Sunday, July 18, 2010

A Tale of Winter

What to do? Where to go? How long where? What will I miss? These are the problems that face the traveller who is so short of time. After all, apart from a couple of months or so in the summer, I had got used to the idea of having time to travel round the world in winter. So what is a man to do with a mere three weeks holiday this winter.

Off to the Philippines for a few days warmth (not to say sweat) and indolence, that is what.

Manila is rather an odd place. To look at the map and consider its place in modern political terms you expect a big city. That is what you get to a large extent but that is not what it feels like. There is a distinctly Caribbean touch about the place. Quite a lot of petty hassling about nothing in particular but not enough to be really irritating; nice and warm and quite humid but not really oppressive; people of various skin colours but nothing definitely black or definitely white (I was red); lots of sugar everywhere; poor roads and indifferent driving; nothing much happens before 9.30 or 10 in the morning (and bars only livening up 12 hours later); service most charitably described as indifferent; bad, unimaginative food – you name it, it could be the Caribbean. I liked it.

You could not describe the city as non-descript because the Spanish had left quite a clear stamp on the place; this has given some of the streets and buildings some character. Fortunately when the country was an American colony in the first half of the 20th century no such imprint was left on construction but you will guess that the cultural impact was very strong. However, to come back to the Caribbean idea the music is quite vibrant but not to my taste and certainly not up to Cuban standards.

So why did I like it?

I abhor racism and it is difficult for people to be racist in such a mixture of skin colours.

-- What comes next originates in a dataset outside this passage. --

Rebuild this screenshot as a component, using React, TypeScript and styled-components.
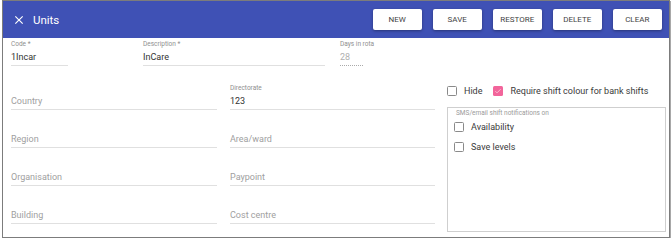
import React from 'react';
import styled, { createGlobalStyle } from 'styled-components';

const GlobalStyle = createGlobalStyle`
  body {
    margin: 0;
    background: #fff;
    font-family: Roboto, "Liberation Sans", sans-serif;
  }
`;

const Frame = styled.div`
  box-sizing: border-box;
  width: 668px;
  height: 238px;
  margin-left: 2px;
  border: 1px solid #7c7c7c;
  box-shadow: 1px 1px 0 #a8a8a8;
  display: flex;
  flex-direction: column;
  overflow: hidden;
`;

const Header = styled.div`
  height: 37px;
  flex-shrink: 0;
  display: flex;
  align-items: center;
  padding: 0 7px 0 9px;
  background: #3f51b5;
  color: #fff;
`;

const CloseIcon = styled.svg`
  width: 14px;
  height: 14px;
  fill: #fff;
`;

const Title = styled.span`
  margin-left: 7px;
  font-size: 11.5px;
  flex-grow: 1;
`;

const Actions = styled.div`
  display: flex;
  gap: 10.5px;
`;

const ActionButton = styled.button`
  width: 49.5px;
  height: 21px;
  padding: 0;
  border: none;
  border-radius: 2px;
  background: #fff;
  box-shadow: 0 1px 3px rgba(0, 0, 0, 0.35);
  font-family: Roboto, "Liberation Sans", sans-serif;
  font-size: 8px;
  font-weight: 400;
  color: #444;
  text-transform: uppercase;
`;

const Body = styled.div`
  padding: 2px 2px 0 8px;
  display: flex;
  flex-direction: column;
`;

const TopRow = styled.div`
  display: flex;
  align-items: flex-end;
`;

const Field = styled.div<{ $width?: number; $gap?: number; $dotted?: boolean }>`
  box-sizing: border-box;
  display: flex;
  flex-direction: column;
  justify-content: flex-end;
  width: ${p => (p.$width ? `${p.$width}px` : 'auto')};
  margin-left: ${p => p.$gap || 0}px;
  padding-bottom: 2px;
  border-bottom: 1px ${p => (p.$dotted ? 'dotted #aaa' : 'solid #e0e0e0')};
`;

const Label = styled.span`
  font-size: 6.5px;
  line-height: 9px;
  margin-bottom: 2px;
  color: #8f8f8f;
  white-space: nowrap;
`;

const Value = styled.span<{ $muted?: boolean; $placeholder?: boolean }>`
  font-size: 9px;
  line-height: 12px;
  color: ${p => (p.$placeholder ? '#a0a0a0' : p.$muted ? '#b0b0b0' : '#333')};
  white-space: nowrap;
`;

const MainRow = styled.div`
  display: flex;
  margin-top: 6px;
`;

const FieldGrid = styled.div`
  display: grid;
  grid-template-columns: 206px 205px;
  grid-auto-rows: 38px;
  column-gap: 13px;
`;

const Side = styled.div`
  margin-left: 12px;
  width: 219px;
  display: flex;
  flex-direction: column;
`;

const CheckRow = styled.div`
  display: flex;
  align-items: center;
  height: 14px;
  margin-top: 12px;
`;

const CheckItem = styled.label<{ $gap?: number }>`
  display: flex;
  align-items: center;
  gap: 7px;
  margin-left: ${p => p.$gap || 0}px;
  font-size: 9px;
  color: #3a3a3a;
  white-space: nowrap;
`;

const Box = styled.span<{ $checked?: boolean }>`
  box-sizing: border-box;
  width: 10px;
  height: 10px;
  border-radius: 1.5px;
  border: ${p => (p.$checked ? 'none' : '1.5px solid #8a8a8a')};
  background: ${p => (p.$checked ? '#f2659b' : '#fff')};
  display: flex;
  align-items: center;
  justify-content: center;
`;

const Tick = styled.svg`
  width: 8px;
  height: 8px;
  fill: none;
  stroke: #fbd0e0;
  stroke-width: 2.4;
`;

const NotifyBox = styled.div`
  box-sizing: border-box;
  margin-top: 9px;
  height: 125px;
  border: 1px solid #cfcfcf;
  padding: 1px 0 0 6px;
  display: flex;
  flex-direction: column;
`;

const NotifyLabel = styled.span`
  font-size: 6.5px;
  line-height: 8px;
  padding-left: 2px;
  color: #9a9a9a;
`;

const NotifyRow = styled.div`
  height: 20px;
  display: flex;
  align-items: center;
`;

const Checkbox: React.FC<{ checked?: boolean }> = ({ checked }) => (
  <Box $checked={checked}>
    {checked && (
      <Tick viewBox="0 0 24 24">
        <path d="M4 12.5l5 5L20 6.5" />
      </Tick>
    )}
  </Box>
);

const gridFields = [
  { placeholder: 'Country' },
  { label: 'Directorate', value: '123' },
  { placeholder: 'Region' },
  { placeholder: 'Area/ward' },
  { placeholder: 'Organisation' },
  { placeholder: 'Paypoint' },
  { placeholder: 'Building' },
  { placeholder: 'Cost centre' },
];

const App: React.FC = function() {
  return (
    <>
      <GlobalStyle />
      <Frame>
        <Header>
          <CloseIcon viewBox="0 0 24 24">
            <path d="M19 6.41 17.59 5 12 10.59 6.41 5 5 6.41 10.59 12 5 17.59 6.41 19 12 13.41 17.59 19 19 17.59 13.41 12z" />
          </CloseIcon>
          <Title>Units</Title>
          <Actions>
            {['New', 'Save', 'Restore', 'Delete', 'Clear'].map(name => (
              <ActionButton key={name}>{name}</ActionButton>
            ))}
          </Actions>
        </Header>
        <Body>
          <TopRow>
            <Field $width={57}>
              <Label>Code *</Label>
              <Value>1Incar</Value>
            </Field>
            <Field $width={182} $gap={75}>
              <Label>Description *</Label>
              <Value>InCare</Value>
            </Field>
            <Field $width={23} $gap={15} $dotted>
              <Label>Days in rota</Label>
              <Value $muted>28</Value>
            </Field>
          </TopRow>
          <MainRow>
            <FieldGrid>
              {gridFields.map((f, i) => (
                <Field key={i}>
                  {f.label && <Label>{f.label}</Label>}
                  {f.value ? <Value>{f.value}</Value> : <Value $placeholder>{f.placeholder}</Value>}
                </Field>
              ))}
            </FieldGrid>
            <Side>
              <CheckRow>
                <CheckItem>
                  <Checkbox />
                  Hide
                </CheckItem>
                <CheckItem $gap={11}>
                  <Checkbox checked />
                  Require shift colour for bank shifts
                </CheckItem>
              </CheckRow>
              <NotifyBox>
                <NotifyLabel>SMS/email shift notifications on</NotifyLabel>
                <NotifyRow>
                  <CheckItem>
                    <Checkbox />
                    Availability
                  </CheckItem>
                </NotifyRow>
                <NotifyRow>
                  <CheckItem>
                    <Checkbox />
                    Save levels
                  </CheckItem>
                </NotifyRow>
              </NotifyBox>
            </Side>
          </MainRow>
        </Body>
      </Frame>
    </>
  );
};

export default App;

I understand that everybody has to make a buck and so a bit of hassling by the poor (most locals) in an attempt to get money off the rich (me) is OK. That is not to say that I like it but this is not the streets of Cairo or Delhi – the level of hassling was OK.

I like sitting drinking beer in shorts and T-shirt watching the sun go down.

There is plenty of colour. Harmonious – no. Garish – yes. I like garish. The main form of transport for most people is the Jeepney. The name derives from the US version of the Land Rover that was ubiquitous towards and after the end of the Second World War in this part of the world. The yanks left but these decrepit vehicles did not. They were converted to “people carriers” that is put a couple of benches in the back down each side so they overhang the rear axle but a metre or so, add a roof of sorts, paint in many colours, add large lights (used very sparingly) plus a big horn (used on every opportunity or sometimes just for the hell of it), hang things around for your good luck (this is a largely Catholic country) and – hey presto- you have a 12 – or 16 - or 20 or? seater people transportation device. If there is no room inside there is always the back to hang on to. The “modern” versions are not derived directly from jeeps but have the same concept behind them. In their ability to keep these things running forever the Philippinoes share the same resourcefulness as their fellow onlookers in the Spanish-American war at the end of the 19th century – the Cubans.

Cheap. Almost everything is comparable to China – hence cheap by western standards. Accommodation is a bit more than China – a decent room with a shower can easily cost you 15 or 20 Euros but the food is cheap as are taxis (once you check that they are on the clock – they will try and come up with some “fixed price “ bullshit at times. If you don’t like it get out.) A 200 kilometre bus journey will cost a couple of euros at most.